Après avoir couvert d’éloges le maître du Kremlin affirmant sa volonté de coopérer avec lui sur la Syrie et la lutte contre Daech, Trump a critiqué ouvertement M. Poutine, à la veille du sommet, appelant ses alliés à s’opposer « aux actions de la Russie et à son comportement déstabilisateur », citant le conflit en Ukraine et le soutien russe à l’Iran et à la Syrie. Une volte-face qui a mis le feu aux poudres entre les deux pays. Mettant de l’huile sur le feu, Trump avait renforcé, fin juin, les sanctions américaines contre Moscou à cause de son ingérence en Ukraine en proie à un conflit armé entre des séparatistes prorusses et les forces de Kiev, de quoi provoquer la colère du chef de la diplomatie russe, Sergueï Lavrov, qui a dénoncé l’« obsession russophobe » des Etats-Unis. « Les tergiversations de Trump dénotent son manque d’expérience politique. Au début, il a tendu la main à Moscou et a sollicité son aide dans la lutte contre Daech en Syrie, espérant ouvrir une nouvelle page dans les relations avec Poutine. Mais avec les jours, les conseillers de Trump lui ont conseillé de prendre ses distances avec la Russie, car tout rapprochement avec Poutine va confirmer les accusations entourant le magnat de l’immobilier sur une éventuelle complicité avec Moscou accusé d’ingérence russe dans la campagne électorale américaine au profit de Trump. De peur de nuire à son image devant son peuple, le numéro un américain a fait une volte-face vis-à-vis de Moscou pour se disculper de cette accusation surtout que plusieurs enquêtes, dont l’une menée par le FBI, sont en cours sur les liens de Trump avec la Russie.

Malgré cette tension, le numéro un américain, qui fait de la lutte contre Daech sa priorité, serait obligé de chercher un terrain d’entente avec Moscou avant d’avancer vers une désescalade en Syrie », explique Dr Hicham Mourad, professeur de sciences politiques à l’Université du Caire. Malgré cette ambiance tendue, la rencontre entre les deux leaders a été qualifiée de « formidable » par le numéro un américain. « Il est temps de travailler de manière constructive avec la Russie », a affirmé M. Trump, suscitant le scepticisme de plusieurs élus américains contre Moscou après son ingérence dans l’élection américaine. En effet, ce dossier explosif pour Trump — soupçonné d’avoir bénéficié d’actions dans les coulisses des Russes pour saboter la campagne de Hillary Clinton lors de la présidentielle — a été au centre des débats « très vigoureux » entre les deux leaders. M. Poutine a complètement nié cette accusation et, selon la version de Moscou, Trump a finalement accepté les dénégations russes. « J’ai donné des éclaircissements. Il m’a semblé que M. Trump était satisfait de ces réponses et il les a acceptées », a affirmé M. Poutine, se disant confiant en une relance de la relation russo-américaine.

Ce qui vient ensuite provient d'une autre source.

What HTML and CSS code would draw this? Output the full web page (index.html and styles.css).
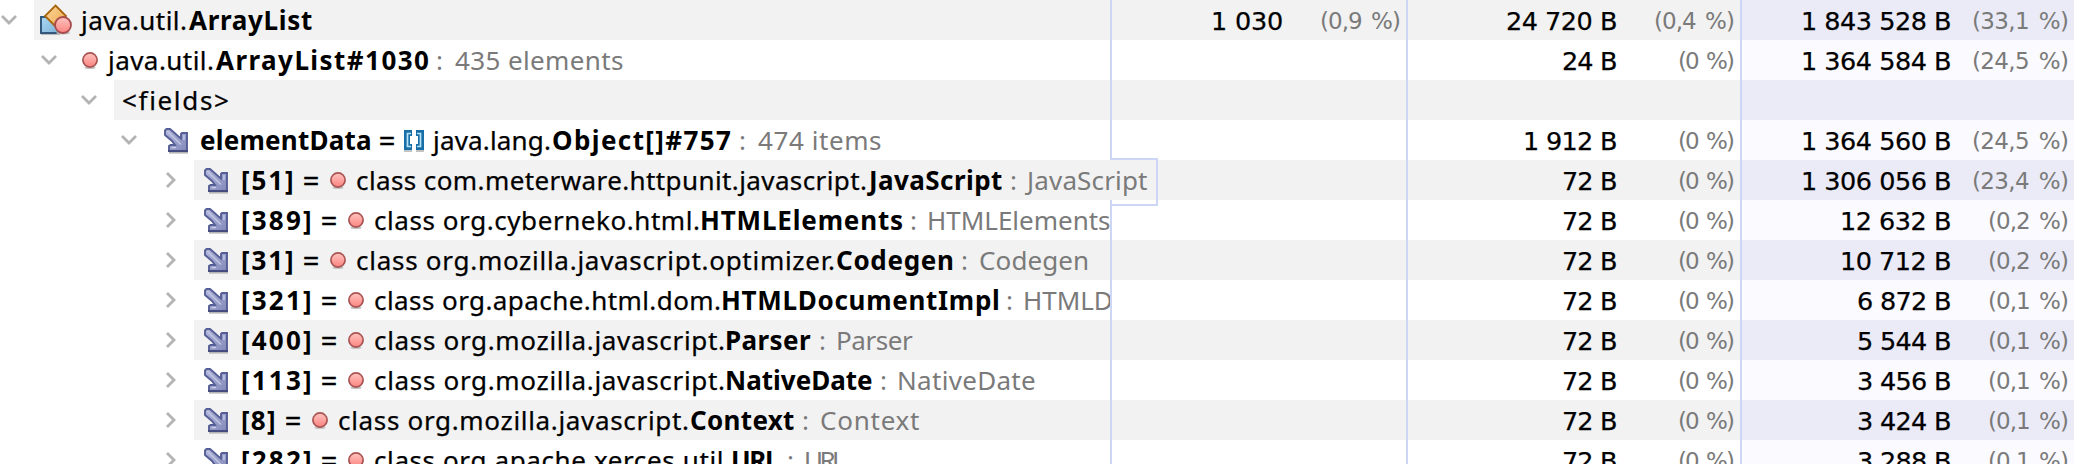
FILE: index.html
```html
<!DOCTYPE html>
<html lang="en">
<head>
<meta charset="utf-8">
<title>Heap objects</title>
<link rel="stylesheet" href="styles.css">
</head>
<body>
<svg class="defs" aria-hidden="true">
  <defs>
    <linearGradient id="g-red" x1="0" y1="0" x2="0" y2="1"><stop offset="0" stop-color="#ffc4c0"/><stop offset="1" stop-color="#fa8480"/></linearGradient>
    <linearGradient id="g-orange" x1="0" y1="0" x2="1" y2="1"><stop offset="0" stop-color="#fbd79c"/><stop offset="1" stop-color="#efa94c"/></linearGradient>
    <linearGradient id="g-blue" x1="0" y1="0" x2="1" y2="1"><stop offset="0" stop-color="#a9d8f2"/><stop offset="1" stop-color="#7fb2d8"/></linearGradient>
    <linearGradient id="g-arrow" x1="0" y1="0" x2="1" y2="1"><stop offset="0" stop-color="#b3b9dc"/><stop offset="1" stop-color="#8188b8"/></linearGradient>
  </defs>
  <symbol id="down" viewBox="0 0 18 12"><path d="M2 2 9 9 16 2"/></symbol>
  <symbol id="right" viewBox="0 0 12 18"><path d="M2 2 9 9 2 16"/></symbol>
  <symbol id="class" viewBox="0 0 32 32">
    <path d="M1 30.500H20" stroke="#b9b9b9" stroke-width="1"/>
    <path d="M1 13H19V29H1Z" fill="url(#g-blue)" stroke="#34587c" stroke-width="2"/>
    <path d="M15.500 1.500 26 12 15.500 22.500 5 12Z" fill="url(#g-orange)" stroke="#a8640f" stroke-width="1.800"/>
    <ellipse cx="23" cy="29" rx="7" ry="1.500" fill="#b5b5b5"/>
    <circle cx="23" cy="21" r="8" fill="url(#g-red)" stroke="#a84a4c" stroke-width="1.800"/>
  </symbol>
  <symbol id="dot" viewBox="0 0 16 18">
    <ellipse cx="8" cy="15.500" rx="5.500" ry="1.500" fill="#c4c4c4"/>
    <circle cx="8" cy="8" r="7.100" fill="url(#g-red)" stroke="#a95353" stroke-width="1.700"/>
  </symbol>
  <symbol id="arrow" viewBox="0 0 24 26">
    <path d="M5 24.800H24" stroke="#b4b4b4" stroke-width="1.600"/>
    <path d="M1 2.500 2.500 1H6L14.500 8.500 17 10.500V6L18 5H23V23H5V18L6.500 17H11L8 13 1 7Z" fill="url(#g-arrow)" stroke="#555e96" stroke-width="1.900"/>
    <path d="M3.500 3.500 17 16.500M20 7V12M7.500 19.500H12" fill="none" stroke="#c3c8e6" stroke-width="1.400"/>
    <path d="M4 23H24" stroke="#444b7e" stroke-width="1.800"/>
  </symbol>
  <symbol id="array" viewBox="0 0 20 23">
    <path d="M0 21H8M12 21H20" stroke="#c4c4c4" stroke-width="2"/>
    <path d="M8 3H3V17H8M12 3H17V17H12" fill="none" stroke="#186fa8" stroke-width="6"/>
    <path d="M7 3.500H3.500V16.500H7M13 3.500H16.500V16.500H13" fill="none" stroke="#b9e2f8" stroke-width="1.700"/>
  </symbol>
</svg>
<main class="table" id="table"></main>
<script src="table.js"></script>
</body>
</html>
```

FILE: styles.css
```css
* { box-sizing: border-box; }

body {
  margin: 0;
  width: 2074px;
  height: 464px;
  overflow: hidden;
  background: #fff;
  color: #000;
  font-family: "Noto Sans", "Open Sans", sans-serif;
  font-size: 26px;
  line-height: 40px;
}

.defs { position: absolute; width: 0; height: 0; }

.table { display: flex; flex-direction: column; }

.row {
  display: grid;
  grid-template-columns: 1112px 296px 334px 332px;
  height: 40px;
  background: #fff;
}
.row:nth-child(odd) { background: #f2f2f2; }

.name, .num {
  display: flex;
  height: 40px;
  border-right: 2px solid #cdd7f5;
  white-space: pre;
  overflow: hidden;
}
.num {
  justify-content: flex-end;
  padding-right: 7px;
  font-family: "DejaVu Sans", sans-serif;
  font-size: 25.5px;
  line-height: 42px;
}
.num:last-child { border-right: 0; background: #fbfaff; }
.row:nth-child(odd) .num:last-child { background: #ebebf8; }
.pct { display: flex; justify-content: flex-end; width: 117px; color: #7a7a7a; font-size: 23px; line-height: 43px; }
.pct .fit { word-spacing: 3px; }

.name > * { flex: none; }
.indent { display: flex; justify-content: flex-end; align-items: center; background: #fff; }
.chevron { fill: none; stroke: #b3b3b3; stroke-width: 2.8; }
.chevron.down { width: 18px; height: 12px; margin-right: 16px; }
.chevron.right { width: 12px; height: 18px; margin-right: 17px; }

.icon { display: block; }
.icon.class { width: 32px; height: 32px; margin: 4px 7px 0 6px; }
.icon.dot { width: 16px; height: 18px; margin: 12px 11px 0 0; }
.icon.arrow { width: 24px; height: 26px; margin: 8px 14px 0 10px; }
.icon.array { width: 20px; height: 23px; margin: 10px 7px 0 0; }
.instance > .icon.dot { margin: 12px 8px 0 8px; }
.field > .icon.arrow { margin-right: 13px; }
.fields > .plain { padding-left: 9px; }

.fit { display: block; -webkit-text-stroke: 0.25px currentColor; }
.bold { font-weight: 700; -webkit-text-stroke: 0; }
.pkg { margin-right: 3px; }
.type { color: #7a7a7a; -webkit-text-stroke: 0; }
.colon { width: 27px; padding-left: 8px; color: #7a7a7a; }
.equals { width: 38px; text-align: center; font-size: 29px; -webkit-text-stroke: 0.4px currentColor; }
.field > .equals { width: 34px; }

/* The hovered name is wider than its column and spills over the next one. */
.hovered { position: relative; z-index: 1; overflow: visible; border-right-color: transparent; }
.hovered .pkg { margin-right: 1px; }
.hovered .colon { width: 22px; }
.hovered::after {
  content: "";
  position: absolute;
  left: 1110px;
  top: -2px;
  width: 46px;
  height: 44px;
  border: 2px solid #cdd7f5;
  border-left: 0;
}
```

FILE: table.js
```js
// Text segments are [text, drawn width]; the tracking is computed to fill that width.
const element = (index, pkg, name, type, size, pct) => ({
  kind: "element", depth: 4, index, pkg, name, type,
  nums: [null, [["72 B", 52], ["(0 %)", 54]], [size, pct]]
});

const rows = [
  { kind: "root", depth: 0, pkg: ["java.util.", 107], name: ["ArrayList", 123],
    nums: [[["1 030", 69], ["(0,9 %)", 78]], [["24 720 B", 109], ["(0,4 %)", 78]], [["1 843 528 B", 147], ["(33,1 %)", 94]]] },
  { kind: "instance", depth: 1, pkg: ["java.util.", 107], name: ["ArrayList#1030", 212], type: ["435 elements", 168],
    nums: [null, [["24 B", 53], ["(0 %)", 54]], [["1 364 584 B", 147], ["(24,5 %)", 94]]] },
  { kind: "fields", depth: 2, nums: [null, null, null] },
  { kind: "field", depth: 3, index: ["elementData", 169], pkg: ["java.lang.", 119], name: ["Object[]#757", 178], type: ["474 items", 123],
    nums: [null, [["1 912 B", 91], ["(0 %)", 54]], [["1 364 560 B", 147], ["(24,5 %)", 94]]] },
  element(["[51]", 50], ["class com.meterware.httpunit.javascript.", 509], ["JavaScript", 135], ["JavaScript", 123], ["1 306 056 B", 147], ["(23,4 %)", 94]),
  element(["[389]", 68], ["class org.cyberneko.html.", 324], ["HTMLElements", 200], ["HTMLElements", 181], ["12 632 B", 108], ["(0,2 %)", 78]),
  element(["[31]", 50], ["class org.mozilla.javascript.optimizer.", 477], ["Codegen", 116], ["Codegen", 107], ["10 712 B", 108], ["(0,2 %)", 78]),
  element(["[321]", 68], ["class org.apache.html.dom.", 345], ["HTMLDocumentImpl", 275], ["HTMLDocumentImpl", 250], ["6 872 B", 92], ["(0,1 %)", 78]),
  element(["[400]", 68], ["class org.mozilla.javascript.", 349], ["Parser", 84], ["Parser", 75], ["5 544 B", 92], ["(0,1 %)", 78]),
  element(["[113]", 68], ["class org.mozilla.javascript.", 349], ["NativeDate", 145], ["NativeDate", 136], ["3 456 B", 92], ["(0,1 %)", 78]),
  element(["[8]", 32], ["class org.mozilla.javascript.", 349], ["Context", 103], ["Context", 98], ["3 424 B", 92], ["(0,1 %)", 78]),
  element(["[282]", 68], ["class org.apache.xerces.util.", 355], ["URL", 46], ["URL", 39], ["3 288 B", 92], ["(0,1 %)", 78])
];

const escapeText = s => s.replace(/</g, "&lt;").replace(/>/g, "&gt;");
const seg = (s, cls) => s ? `<span class="fit ${cls}" data-width="${s[1]}">${escapeText(s[0])}</span>` : "";
const icon = id => `<svg class="icon ${id}"><use href="#${id}"/></svg>`;
const num = n => `<div class="num">${n ? seg(n[0], "value") + `<div class="pct">${seg(n[1], "type")}</div>` : ""}</div>`;

function nameCell(r) {
  const dir = r.kind === "element" ? "right" : "down";
  let html = `<div class="indent" style="width:${34 + 40 * r.depth}px"><svg class="chevron ${dir}"><use href="#${dir}"/></svg></div>`;
  if (r.kind === "fields") return html + `<div class="plain">${seg(["<fields>", 105], "")}</div>`;
  if (r.kind === "root") html += icon("class");
  if (r.kind === "instance") html += icon("dot");
  if (r.index) {
    html += icon("arrow") + seg(r.index, "bold") + `<span class="equals">=</span>`;
    html += icon(r.kind === "field" ? "array" : "dot");
  }
  html += `<div class="pkg">${seg(r.pkg, "")}</div>` + seg(r.name, "bold");
  if (r.type) html += `<span class="colon">:</span>` + seg(r.type, "type");
  return html;
}

document.getElementById("table").innerHTML = rows.map((r, i) =>
  `<div class="row"><div class="name ${r.kind}${i === 4 ? " hovered" : ""}">${nameCell(r)}</div>${r.nums.map(num).join("")}</div>`
).join("");

const ctx = document.createElement("canvas").getContext("2d");
document.querySelectorAll(".fit").forEach(el => {
  const cs = getComputedStyle(el);
  const text = el.textContent;
  ctx.font = `${cs.fontWeight} ${cs.fontSize} ${cs.fontFamily}`;
  const m = ctx.measureText(text);
  const left = -m.actualBoundingBoxLeft;
  const spaces = (text.split(" ").length - 1) * (parseFloat(cs.wordSpacing) || 0);
  const drawn = m.actualBoundingBoxRight - left + spaces;
  const tracking = (el.dataset.width - drawn) / (text.length - 1);
  el.style.letterSpacing = `${tracking}px`;
  el.style.marginLeft = `${-left}px`;
  el.style.marginRight = `${m.actualBoundingBoxRight - m.width - tracking}px`;
});
```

Rapprochement sur la Syrie, pas sur l’Ukraine
Autre signe de rapprochement, les deux leaders se sont mis d’accord sur l’instauration d’un cessez-le-feu, à compter de dimanche 9 juillet dans une région du sud-ouest de la Syrie. « Ces avancées ont prouvé que les Etats-Unis et la Russie sont capables de travailler de concert sur la Syrie », a annoncé le chef de la diplomatie russe, Sergueï Lavrov. En fait, la relation entre Trump et Poutine était fort dégradée à cause de la Syrie après la frappe américaine contre le régime syrien, allié de Moscou, à la suite d’une attaque chimique le 4 avril dernier imputée aux forces de Bachar Al-Assad. La destruction d’un avion syrien par la chasse américaine le 18 juin, qualifiée « d’agression » par la Russie, a aussi mis de l’huile sur le feu.

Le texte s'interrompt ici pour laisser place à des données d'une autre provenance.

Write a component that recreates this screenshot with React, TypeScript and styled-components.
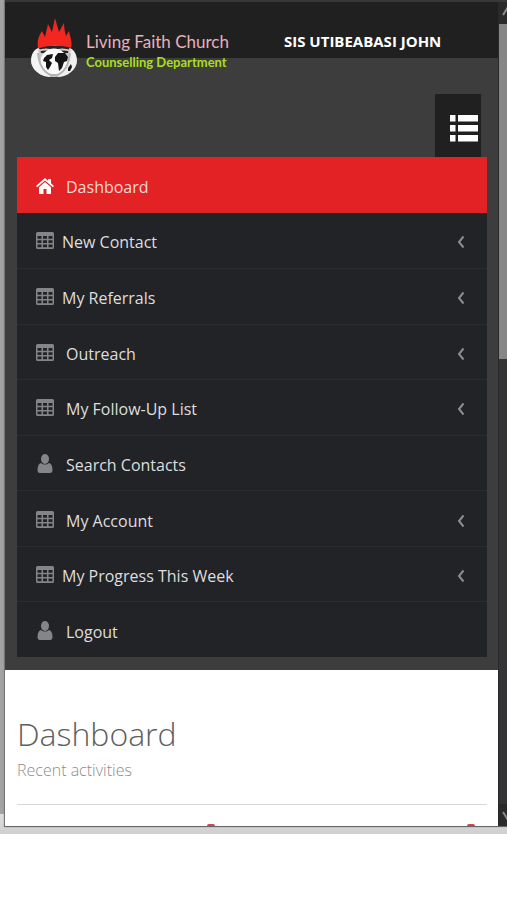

Sur l’Ukraine, aucune entente ne s’est profilée à l’horizon lors du sommet, Trump refusant d’alléger les sanctions contre Moscou tant que la situation en Ukraine ne serait pas résolue. « Malgré toutes leurs divergences en Syrie et en Ukraine, les deux leaders sont décidés à poursuivre leur lutte commune contre Daech. Ils vont aplanir tous leurs différends pour aboutir à cet objectif », conclut Dr Mourad.

La Corée du Nord divise toujours
La crise nord-coréenne s’est elle aussi invitée au sommet du G20 après son tir de missile balistique intercontinental intervenu à quelques jours de la rencontre. Partisan de la politique du bâton envers , Donald Trump a affirmé lors du sommet à son homologue chinois, Xi Jinping, qu’il était temps de « faire quelque chose » pour régler la crise nordcoréenne« Le programme nucléaire de Pyongyang constitue un problème significatif et il faut le régler le plus vite possible », a affirmé le chef de l’Etat américain. En fait, les Etats-Unis reprochent à la Chine de ne pas assez faire pression sur la Corée du Nord, notamment en restant son principal partenaire commercial. En retour, Pékin demande à Washington de cesser ses exercices militaires avec la Corée du Sud pour faire baisser la tension. Une solution rejetée par Trump.

Alors que se tenait le sommet, des bombardiers américains ont effectué samedi en Corée du Sud un exercice de tir en forme de démonstration de force comme riposte au test de missile de Pyongyang. Une démonstration de force qui a été condamnée par Pyongyang, accusant Washington de faire progresser le risque de guerre nucléaire. Selon les experts, il semble que Trump ne trouverait pas d’alliés dans sa guerre contre Pyongyang, la plupart des pays du G20 s’opposant à sa politique provocatrice et rejetant l’imposition de nouvelles sanctions contre la Corée du Nord. Déjà, la Russie et la Chine ont bloqué la semaine dernière un projet américain de déclaration du Conseil de sécurité de l’Onu, appelant à prendre des « mesures significatives » contre Pyongyang, alors que Londres a affirmé qu’une « option militaire » contre Pyongyang reste lointaine.